DATASET CONTENT ▸
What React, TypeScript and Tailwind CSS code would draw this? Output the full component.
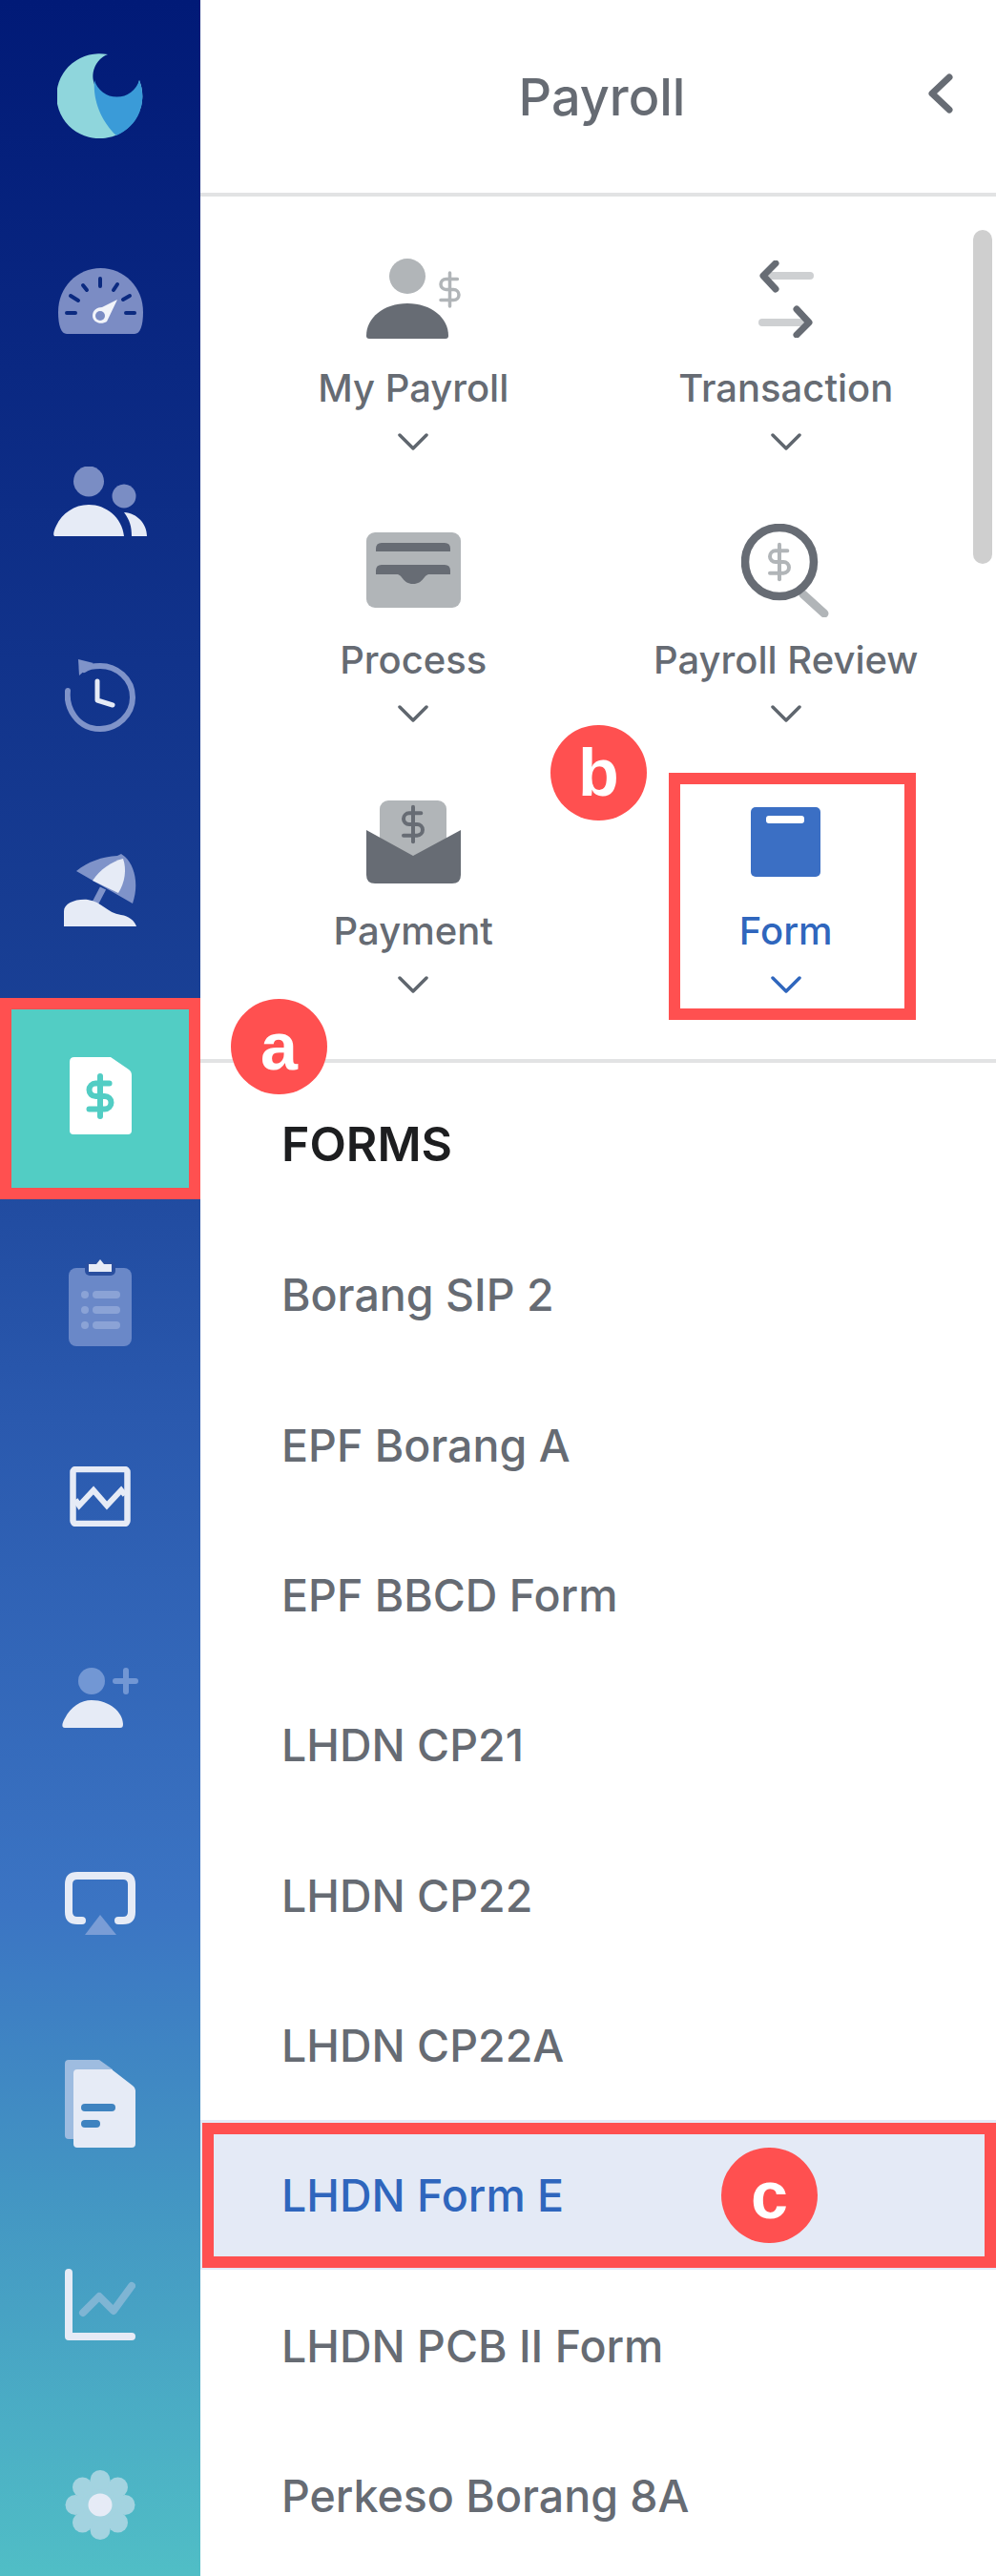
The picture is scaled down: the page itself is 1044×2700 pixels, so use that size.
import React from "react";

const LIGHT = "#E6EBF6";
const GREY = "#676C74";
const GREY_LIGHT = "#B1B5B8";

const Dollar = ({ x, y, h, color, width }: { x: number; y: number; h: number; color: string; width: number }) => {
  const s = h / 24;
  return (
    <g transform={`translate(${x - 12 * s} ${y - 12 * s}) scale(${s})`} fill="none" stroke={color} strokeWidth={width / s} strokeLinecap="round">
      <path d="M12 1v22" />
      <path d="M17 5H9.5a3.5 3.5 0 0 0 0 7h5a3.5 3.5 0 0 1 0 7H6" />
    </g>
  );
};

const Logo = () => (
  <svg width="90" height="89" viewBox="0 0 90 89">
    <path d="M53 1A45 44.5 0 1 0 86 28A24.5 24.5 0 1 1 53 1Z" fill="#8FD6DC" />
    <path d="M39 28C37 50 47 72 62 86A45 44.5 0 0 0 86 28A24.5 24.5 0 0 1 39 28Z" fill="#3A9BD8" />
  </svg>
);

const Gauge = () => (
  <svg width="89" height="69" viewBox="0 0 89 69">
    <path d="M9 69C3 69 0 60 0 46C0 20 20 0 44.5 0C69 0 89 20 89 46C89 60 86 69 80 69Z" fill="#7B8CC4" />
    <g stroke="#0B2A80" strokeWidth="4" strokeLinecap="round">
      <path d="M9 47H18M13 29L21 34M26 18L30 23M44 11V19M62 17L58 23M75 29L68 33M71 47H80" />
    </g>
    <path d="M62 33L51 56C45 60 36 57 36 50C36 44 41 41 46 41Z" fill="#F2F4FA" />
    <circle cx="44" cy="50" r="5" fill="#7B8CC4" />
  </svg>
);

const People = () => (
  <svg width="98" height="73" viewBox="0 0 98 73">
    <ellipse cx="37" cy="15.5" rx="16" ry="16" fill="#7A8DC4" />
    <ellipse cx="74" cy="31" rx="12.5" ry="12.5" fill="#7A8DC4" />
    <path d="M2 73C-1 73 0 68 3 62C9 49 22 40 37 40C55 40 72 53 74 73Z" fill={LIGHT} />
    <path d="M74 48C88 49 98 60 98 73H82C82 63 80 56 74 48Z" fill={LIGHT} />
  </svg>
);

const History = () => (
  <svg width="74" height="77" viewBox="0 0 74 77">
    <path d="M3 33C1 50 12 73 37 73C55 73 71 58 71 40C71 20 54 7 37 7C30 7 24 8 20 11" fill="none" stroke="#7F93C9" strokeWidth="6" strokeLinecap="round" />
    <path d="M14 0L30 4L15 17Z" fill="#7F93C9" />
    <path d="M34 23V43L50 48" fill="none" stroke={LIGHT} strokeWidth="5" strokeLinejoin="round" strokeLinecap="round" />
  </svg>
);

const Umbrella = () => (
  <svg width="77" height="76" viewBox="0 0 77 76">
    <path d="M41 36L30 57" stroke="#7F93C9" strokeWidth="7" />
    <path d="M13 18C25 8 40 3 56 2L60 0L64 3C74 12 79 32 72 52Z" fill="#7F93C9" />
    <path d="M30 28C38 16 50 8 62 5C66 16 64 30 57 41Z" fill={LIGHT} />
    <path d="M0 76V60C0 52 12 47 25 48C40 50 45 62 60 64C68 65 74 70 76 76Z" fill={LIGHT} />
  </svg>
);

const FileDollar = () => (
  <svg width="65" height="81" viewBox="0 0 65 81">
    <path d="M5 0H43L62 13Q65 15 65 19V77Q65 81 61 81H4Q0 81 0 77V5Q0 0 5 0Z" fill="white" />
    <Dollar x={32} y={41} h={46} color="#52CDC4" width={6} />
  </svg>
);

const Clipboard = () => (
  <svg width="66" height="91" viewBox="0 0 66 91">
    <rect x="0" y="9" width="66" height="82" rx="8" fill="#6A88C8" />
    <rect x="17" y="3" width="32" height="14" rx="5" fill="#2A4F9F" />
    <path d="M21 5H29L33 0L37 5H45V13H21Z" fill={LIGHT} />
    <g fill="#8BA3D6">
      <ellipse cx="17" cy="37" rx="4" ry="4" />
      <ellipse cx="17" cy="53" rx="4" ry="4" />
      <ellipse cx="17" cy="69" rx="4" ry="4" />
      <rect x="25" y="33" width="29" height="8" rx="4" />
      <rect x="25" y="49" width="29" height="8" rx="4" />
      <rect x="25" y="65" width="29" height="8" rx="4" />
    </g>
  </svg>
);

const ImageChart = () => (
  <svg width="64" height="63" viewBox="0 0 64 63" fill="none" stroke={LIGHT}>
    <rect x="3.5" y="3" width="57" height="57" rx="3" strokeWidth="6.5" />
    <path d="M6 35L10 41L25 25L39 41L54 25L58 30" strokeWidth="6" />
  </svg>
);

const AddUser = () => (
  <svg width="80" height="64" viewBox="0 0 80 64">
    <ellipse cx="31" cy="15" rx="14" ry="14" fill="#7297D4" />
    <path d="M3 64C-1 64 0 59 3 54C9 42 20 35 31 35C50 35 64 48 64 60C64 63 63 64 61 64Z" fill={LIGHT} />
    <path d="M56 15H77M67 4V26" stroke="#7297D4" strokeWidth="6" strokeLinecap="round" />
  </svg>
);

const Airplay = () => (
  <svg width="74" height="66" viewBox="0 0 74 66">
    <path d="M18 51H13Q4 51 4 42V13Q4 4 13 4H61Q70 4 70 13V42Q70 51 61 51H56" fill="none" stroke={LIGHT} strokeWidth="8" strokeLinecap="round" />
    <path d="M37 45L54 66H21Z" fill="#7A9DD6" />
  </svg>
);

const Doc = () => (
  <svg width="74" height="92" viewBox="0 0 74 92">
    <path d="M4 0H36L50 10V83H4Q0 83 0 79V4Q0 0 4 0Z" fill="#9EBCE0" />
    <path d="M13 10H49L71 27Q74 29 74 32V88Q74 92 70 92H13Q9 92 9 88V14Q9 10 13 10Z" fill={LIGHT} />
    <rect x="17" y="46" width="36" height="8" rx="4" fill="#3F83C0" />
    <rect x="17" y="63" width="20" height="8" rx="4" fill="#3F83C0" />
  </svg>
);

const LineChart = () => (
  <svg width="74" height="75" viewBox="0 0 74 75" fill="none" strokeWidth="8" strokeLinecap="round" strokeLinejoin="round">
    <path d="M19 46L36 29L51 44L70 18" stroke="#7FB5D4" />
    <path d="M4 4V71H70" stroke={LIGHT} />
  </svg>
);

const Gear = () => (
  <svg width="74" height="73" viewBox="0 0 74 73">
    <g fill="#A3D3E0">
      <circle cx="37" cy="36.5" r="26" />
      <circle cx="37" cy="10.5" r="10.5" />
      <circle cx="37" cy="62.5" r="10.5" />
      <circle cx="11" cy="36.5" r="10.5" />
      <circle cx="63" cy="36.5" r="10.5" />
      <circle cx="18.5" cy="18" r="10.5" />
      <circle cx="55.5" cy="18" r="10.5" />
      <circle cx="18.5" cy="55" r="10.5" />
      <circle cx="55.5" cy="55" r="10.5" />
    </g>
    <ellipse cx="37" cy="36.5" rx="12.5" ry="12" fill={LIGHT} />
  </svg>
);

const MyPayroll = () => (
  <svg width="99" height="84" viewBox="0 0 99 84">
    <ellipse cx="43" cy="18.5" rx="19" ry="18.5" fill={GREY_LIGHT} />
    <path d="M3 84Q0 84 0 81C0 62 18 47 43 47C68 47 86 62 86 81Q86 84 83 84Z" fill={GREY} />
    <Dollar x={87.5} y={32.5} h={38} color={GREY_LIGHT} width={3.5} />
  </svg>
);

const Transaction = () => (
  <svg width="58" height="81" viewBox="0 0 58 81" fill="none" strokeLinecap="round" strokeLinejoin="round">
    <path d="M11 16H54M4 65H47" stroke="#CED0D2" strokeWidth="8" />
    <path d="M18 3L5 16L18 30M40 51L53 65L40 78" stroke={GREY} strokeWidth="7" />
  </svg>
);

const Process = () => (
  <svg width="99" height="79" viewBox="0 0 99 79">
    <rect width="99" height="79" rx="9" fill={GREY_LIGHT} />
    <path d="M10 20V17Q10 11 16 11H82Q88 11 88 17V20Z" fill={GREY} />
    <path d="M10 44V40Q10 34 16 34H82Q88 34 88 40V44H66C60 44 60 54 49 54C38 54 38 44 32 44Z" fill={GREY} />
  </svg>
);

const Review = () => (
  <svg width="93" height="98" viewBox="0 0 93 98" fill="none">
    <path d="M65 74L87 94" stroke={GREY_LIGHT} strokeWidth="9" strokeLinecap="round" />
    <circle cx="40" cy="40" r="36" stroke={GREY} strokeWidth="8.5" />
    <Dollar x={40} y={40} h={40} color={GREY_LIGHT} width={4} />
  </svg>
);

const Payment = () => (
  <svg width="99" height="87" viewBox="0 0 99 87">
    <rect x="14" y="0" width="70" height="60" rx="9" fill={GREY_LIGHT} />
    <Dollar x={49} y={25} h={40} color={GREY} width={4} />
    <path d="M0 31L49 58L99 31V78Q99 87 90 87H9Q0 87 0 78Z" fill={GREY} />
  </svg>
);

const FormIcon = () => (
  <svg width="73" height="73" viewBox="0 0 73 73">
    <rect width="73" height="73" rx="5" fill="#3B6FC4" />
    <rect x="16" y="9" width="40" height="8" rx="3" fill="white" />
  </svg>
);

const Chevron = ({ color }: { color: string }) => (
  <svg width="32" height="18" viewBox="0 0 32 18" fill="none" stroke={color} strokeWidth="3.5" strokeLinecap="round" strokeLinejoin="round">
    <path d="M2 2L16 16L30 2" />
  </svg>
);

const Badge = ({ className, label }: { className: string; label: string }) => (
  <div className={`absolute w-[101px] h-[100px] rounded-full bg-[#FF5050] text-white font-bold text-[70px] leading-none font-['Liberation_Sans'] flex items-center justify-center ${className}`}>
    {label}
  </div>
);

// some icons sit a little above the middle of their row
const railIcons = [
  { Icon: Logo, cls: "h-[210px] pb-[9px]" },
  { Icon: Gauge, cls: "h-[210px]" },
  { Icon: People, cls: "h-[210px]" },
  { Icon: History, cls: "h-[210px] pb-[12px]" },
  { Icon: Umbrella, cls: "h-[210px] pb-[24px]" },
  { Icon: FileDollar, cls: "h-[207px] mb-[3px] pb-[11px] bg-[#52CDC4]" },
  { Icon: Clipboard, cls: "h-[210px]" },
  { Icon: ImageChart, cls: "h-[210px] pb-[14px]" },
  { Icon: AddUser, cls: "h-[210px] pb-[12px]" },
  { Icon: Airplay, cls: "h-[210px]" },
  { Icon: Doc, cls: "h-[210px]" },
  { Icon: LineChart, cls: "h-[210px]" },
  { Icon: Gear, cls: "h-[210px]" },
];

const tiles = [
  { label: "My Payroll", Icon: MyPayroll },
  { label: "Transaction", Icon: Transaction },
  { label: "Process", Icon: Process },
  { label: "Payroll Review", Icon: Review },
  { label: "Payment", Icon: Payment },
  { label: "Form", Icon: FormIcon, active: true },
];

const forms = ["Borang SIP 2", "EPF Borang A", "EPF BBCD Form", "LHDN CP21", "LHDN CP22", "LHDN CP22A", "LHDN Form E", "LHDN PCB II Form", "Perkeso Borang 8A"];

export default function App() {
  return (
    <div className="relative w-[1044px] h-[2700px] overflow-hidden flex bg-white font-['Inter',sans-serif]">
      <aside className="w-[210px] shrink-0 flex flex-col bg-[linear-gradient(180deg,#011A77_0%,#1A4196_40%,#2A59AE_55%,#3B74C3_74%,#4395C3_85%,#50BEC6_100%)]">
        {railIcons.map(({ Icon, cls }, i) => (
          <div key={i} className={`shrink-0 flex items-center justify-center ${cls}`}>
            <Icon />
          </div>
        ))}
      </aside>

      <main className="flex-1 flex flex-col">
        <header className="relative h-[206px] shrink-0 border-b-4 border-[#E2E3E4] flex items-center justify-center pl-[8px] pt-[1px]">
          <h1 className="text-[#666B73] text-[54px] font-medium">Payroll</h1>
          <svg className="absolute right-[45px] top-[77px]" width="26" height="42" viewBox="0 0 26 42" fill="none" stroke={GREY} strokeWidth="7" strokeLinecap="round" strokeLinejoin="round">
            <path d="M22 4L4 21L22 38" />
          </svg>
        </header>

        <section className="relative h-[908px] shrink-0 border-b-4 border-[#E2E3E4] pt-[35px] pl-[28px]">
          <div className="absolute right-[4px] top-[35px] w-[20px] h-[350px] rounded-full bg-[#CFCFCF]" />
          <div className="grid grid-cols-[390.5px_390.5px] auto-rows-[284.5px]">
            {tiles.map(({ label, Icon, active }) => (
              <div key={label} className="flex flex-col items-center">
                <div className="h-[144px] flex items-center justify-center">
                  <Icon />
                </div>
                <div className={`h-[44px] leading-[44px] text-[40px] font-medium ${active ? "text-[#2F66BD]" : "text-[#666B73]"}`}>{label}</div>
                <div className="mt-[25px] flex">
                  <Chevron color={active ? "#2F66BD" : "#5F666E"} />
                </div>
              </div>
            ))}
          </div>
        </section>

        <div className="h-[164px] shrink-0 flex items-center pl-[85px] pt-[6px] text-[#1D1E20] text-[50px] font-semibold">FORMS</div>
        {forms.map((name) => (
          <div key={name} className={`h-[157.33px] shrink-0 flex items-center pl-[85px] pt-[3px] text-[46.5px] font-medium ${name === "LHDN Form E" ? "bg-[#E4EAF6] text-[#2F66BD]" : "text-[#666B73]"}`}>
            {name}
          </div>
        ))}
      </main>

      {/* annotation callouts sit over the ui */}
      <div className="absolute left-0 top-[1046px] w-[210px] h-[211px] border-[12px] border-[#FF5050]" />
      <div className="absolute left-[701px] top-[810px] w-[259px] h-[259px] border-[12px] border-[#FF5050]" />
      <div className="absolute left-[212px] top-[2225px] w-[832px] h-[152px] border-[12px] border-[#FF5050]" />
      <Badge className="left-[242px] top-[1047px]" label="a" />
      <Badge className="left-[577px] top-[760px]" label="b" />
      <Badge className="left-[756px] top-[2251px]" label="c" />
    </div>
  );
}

EXERCISE BRIEF ▸ Copy out every line that includes the word "React".

RESULT OF THE EXERCISE ▸
What React, TypeScript and Tailwind CSS code would draw this? Output the full component.
import React from "react";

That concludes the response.